**EXERCISE DIRECTIONS:** Print the entries below word for word; the pictures stay out of your copy.

**MATERIAL FOR THIS EXERCISE:**

★ ★ ★ ★

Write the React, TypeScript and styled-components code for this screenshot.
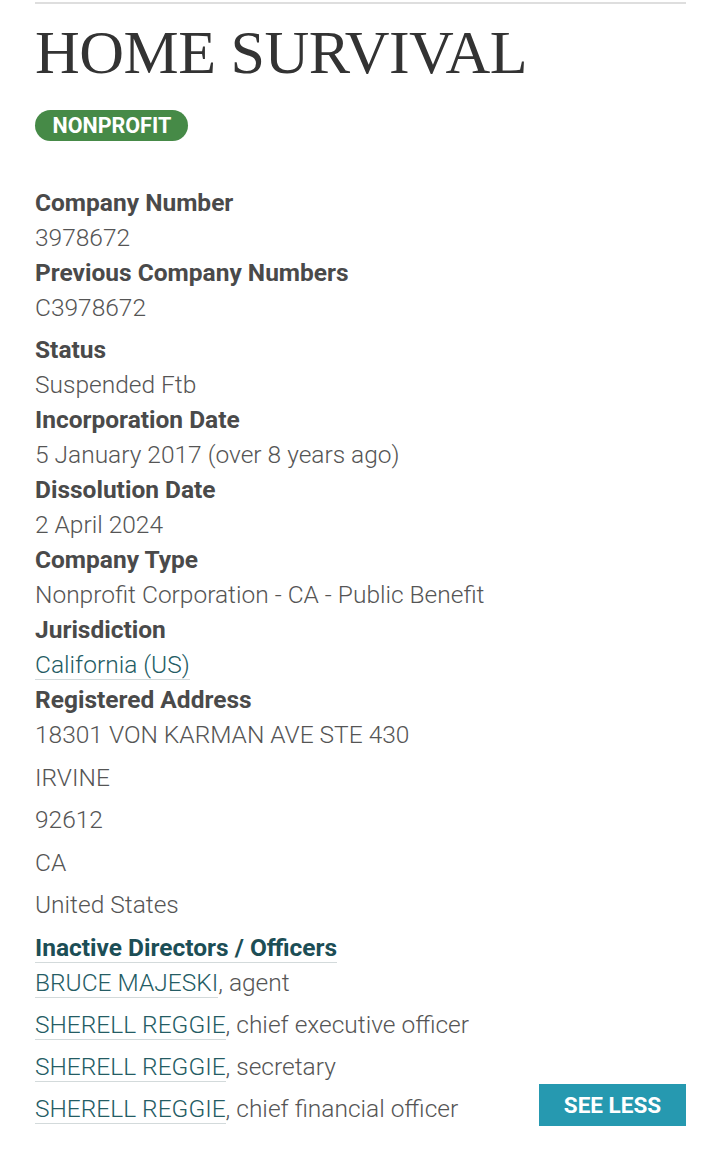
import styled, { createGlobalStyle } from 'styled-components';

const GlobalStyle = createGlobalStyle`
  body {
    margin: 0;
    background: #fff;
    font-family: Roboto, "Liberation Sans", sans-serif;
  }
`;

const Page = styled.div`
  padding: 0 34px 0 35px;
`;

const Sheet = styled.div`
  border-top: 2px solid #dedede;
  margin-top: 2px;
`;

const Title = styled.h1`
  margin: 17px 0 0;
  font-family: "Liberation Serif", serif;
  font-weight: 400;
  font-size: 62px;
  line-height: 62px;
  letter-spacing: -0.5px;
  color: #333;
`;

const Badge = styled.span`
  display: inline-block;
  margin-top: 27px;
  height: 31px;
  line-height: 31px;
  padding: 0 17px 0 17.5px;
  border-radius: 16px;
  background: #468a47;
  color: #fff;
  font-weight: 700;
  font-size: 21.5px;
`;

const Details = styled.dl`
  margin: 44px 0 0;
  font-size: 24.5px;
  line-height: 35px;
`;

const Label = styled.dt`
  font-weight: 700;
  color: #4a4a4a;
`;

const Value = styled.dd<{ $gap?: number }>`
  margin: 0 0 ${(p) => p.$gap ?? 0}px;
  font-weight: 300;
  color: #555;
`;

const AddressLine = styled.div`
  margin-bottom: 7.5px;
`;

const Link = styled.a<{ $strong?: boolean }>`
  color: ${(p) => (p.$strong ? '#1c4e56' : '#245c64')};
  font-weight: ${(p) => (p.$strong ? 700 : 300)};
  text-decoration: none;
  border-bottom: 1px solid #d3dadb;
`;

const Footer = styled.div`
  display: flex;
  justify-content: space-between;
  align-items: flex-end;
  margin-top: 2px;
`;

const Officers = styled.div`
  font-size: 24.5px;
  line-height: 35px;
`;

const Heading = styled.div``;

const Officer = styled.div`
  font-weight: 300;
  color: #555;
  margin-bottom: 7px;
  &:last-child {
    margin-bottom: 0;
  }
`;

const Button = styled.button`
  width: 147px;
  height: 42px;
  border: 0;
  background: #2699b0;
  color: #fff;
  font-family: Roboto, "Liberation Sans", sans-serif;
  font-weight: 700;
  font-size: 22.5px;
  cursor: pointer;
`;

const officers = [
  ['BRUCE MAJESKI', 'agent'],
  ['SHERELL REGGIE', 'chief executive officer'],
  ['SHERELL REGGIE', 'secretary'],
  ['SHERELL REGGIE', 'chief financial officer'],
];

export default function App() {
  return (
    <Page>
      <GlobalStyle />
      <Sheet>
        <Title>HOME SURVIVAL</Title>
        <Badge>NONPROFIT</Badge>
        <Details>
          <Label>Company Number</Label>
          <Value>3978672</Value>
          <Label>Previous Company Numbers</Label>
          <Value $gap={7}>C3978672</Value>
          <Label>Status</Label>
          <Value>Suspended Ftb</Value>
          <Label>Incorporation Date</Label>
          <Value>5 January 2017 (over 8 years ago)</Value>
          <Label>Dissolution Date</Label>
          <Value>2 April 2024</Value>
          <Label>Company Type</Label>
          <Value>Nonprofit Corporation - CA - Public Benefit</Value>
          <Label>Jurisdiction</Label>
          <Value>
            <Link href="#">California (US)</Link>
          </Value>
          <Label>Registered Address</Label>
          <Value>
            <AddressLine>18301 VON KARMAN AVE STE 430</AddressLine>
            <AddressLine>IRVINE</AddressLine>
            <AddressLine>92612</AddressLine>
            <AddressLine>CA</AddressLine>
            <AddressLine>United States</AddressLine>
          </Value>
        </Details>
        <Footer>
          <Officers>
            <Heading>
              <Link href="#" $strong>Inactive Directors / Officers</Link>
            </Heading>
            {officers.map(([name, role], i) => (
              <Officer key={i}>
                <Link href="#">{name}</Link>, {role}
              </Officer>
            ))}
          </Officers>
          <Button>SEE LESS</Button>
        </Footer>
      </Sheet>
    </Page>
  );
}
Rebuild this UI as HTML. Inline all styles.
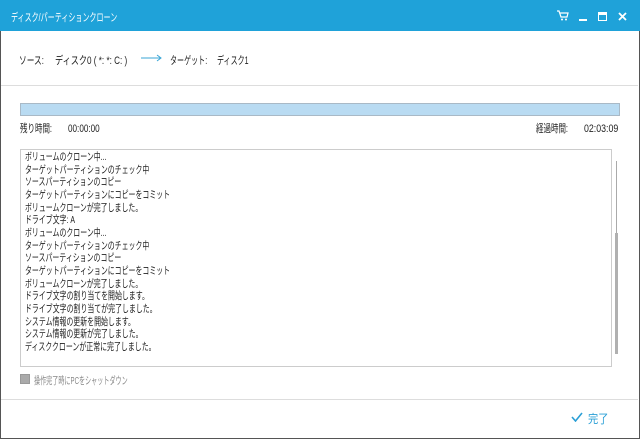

★ ★ ★ ★

**THE RESULT:**
Write the React, TypeScript and styled-components code for this screenshot.
import styled, { createGlobalStyle } from 'styled-components';

const GlobalStyle = createGlobalStyle`
  body {
    margin: 0;
    background: #fff;
    font-family: Roboto, "Liberation Sans", sans-serif;
  }
`;

const Page = styled.div`
  padding: 0 34px 0 35px;
`;

const Sheet = styled.div`
  border-top: 2px solid #dedede;
  margin-top: 2px;
`;

const Title = styled.h1`
  margin: 17px 0 0;
  font-family: "Liberation Serif", serif;
  font-weight: 400;
  font-size: 62px;
  line-height: 62px;
  letter-spacing: -0.5px;
  color: #333;
`;

const Badge = styled.span`
  display: inline-block;
  margin-top: 27px;
  height: 31px;
  line-height: 31px;
  padding: 0 17px 0 17.5px;
  border-radius: 16px;
  background: #468a47;
  color: #fff;
  font-weight: 700;
  font-size: 21.5px;
`;

const Details = styled.dl`
  margin: 44px 0 0;
  font-size: 24.5px;
  line-height: 35px;
`;

const Label = styled.dt`
  font-weight: 700;
  color: #4a4a4a;
`;

const Value = styled.dd<{ $gap?: number }>`
  margin: 0 0 ${(p) => p.$gap ?? 0}px;
  font-weight: 300;
  color: #555;
`;

const AddressLine = styled.div`
  margin-bottom: 7.5px;
`;

const Link = styled.a<{ $strong?: boolean }>`
  color: ${(p) => (p.$strong ? '#1c4e56' : '#245c64')};
  font-weight: ${(p) => (p.$strong ? 700 : 300)};
  text-decoration: none;
  border-bottom: 1px solid #d3dadb;
`;

const Footer = styled.div`
  display: flex;
  justify-content: space-between;
  align-items: flex-end;
  margin-top: 2px;
`;

const Officers = styled.div`
  font-size: 24.5px;
  line-height: 35px;
`;

const Heading = styled.div``;

const Officer = styled.div`
  font-weight: 300;
  color: #555;
  margin-bottom: 7px;
  &:last-child {
    margin-bottom: 0;
  }
`;

const Button = styled.button`
  width: 147px;
  height: 42px;
  border: 0;
  background: #2699b0;
  color: #fff;
  font-family: Roboto, "Liberation Sans", sans-serif;
  font-weight: 700;
  font-size: 22.5px;
  cursor: pointer;
`;

const officers = [
  ['BRUCE MAJESKI', 'agent'],
  ['SHERELL REGGIE', 'chief executive officer'],
  ['SHERELL REGGIE', 'secretary'],
  ['SHERELL REGGIE', 'chief financial officer'],
];

export default function App() {
  return (
    <Page>
      <GlobalStyle />
      <Sheet>
        <Title>HOME SURVIVAL</Title>
        <Badge>NONPROFIT</Badge>
        <Details>
          <Label>Company Number</Label>
          <Value>3978672</Value>
          <Label>Previous Company Numbers</Label>
          <Value $gap={7}>C3978672</Value>
          <Label>Status</Label>
          <Value>Suspended Ftb</Value>
          <Label>Incorporation Date</Label>
          <Value>5 January 2017 (over 8 years ago)</Value>
          <Label>Dissolution Date</Label>
          <Value>2 April 2024</Value>
          <Label>Company Type</Label>
          <Value>Nonprofit Corporation - CA - Public Benefit</Value>
          <Label>Jurisdiction</Label>
          <Value>
            <Link href="#">California (US)</Link>
          </Value>
          <Label>Registered Address</Label>
          <Value>
            <AddressLine>18301 VON KARMAN AVE STE 430</AddressLine>
            <AddressLine>IRVINE</AddressLine>
            <AddressLine>92612</AddressLine>
            <AddressLine>CA</AddressLine>
            <AddressLine>United States</AddressLine>
          </Value>
        </Details>
        <Footer>
          <Officers>
            <Heading>
              <Link href="#" $strong>Inactive Directors / Officers</Link>
            </Heading>
            {officers.map(([name, role], i) => (
              <Officer key={i}>
                <Link href="#">{name}</Link>, {role}
              </Officer>
            ))}
          </Officers>
          <Button>SEE LESS</Button>
        </Footer>
      </Sheet>
    </Page>
  );
}
Rebuild this UI as HTML. Inline all styles.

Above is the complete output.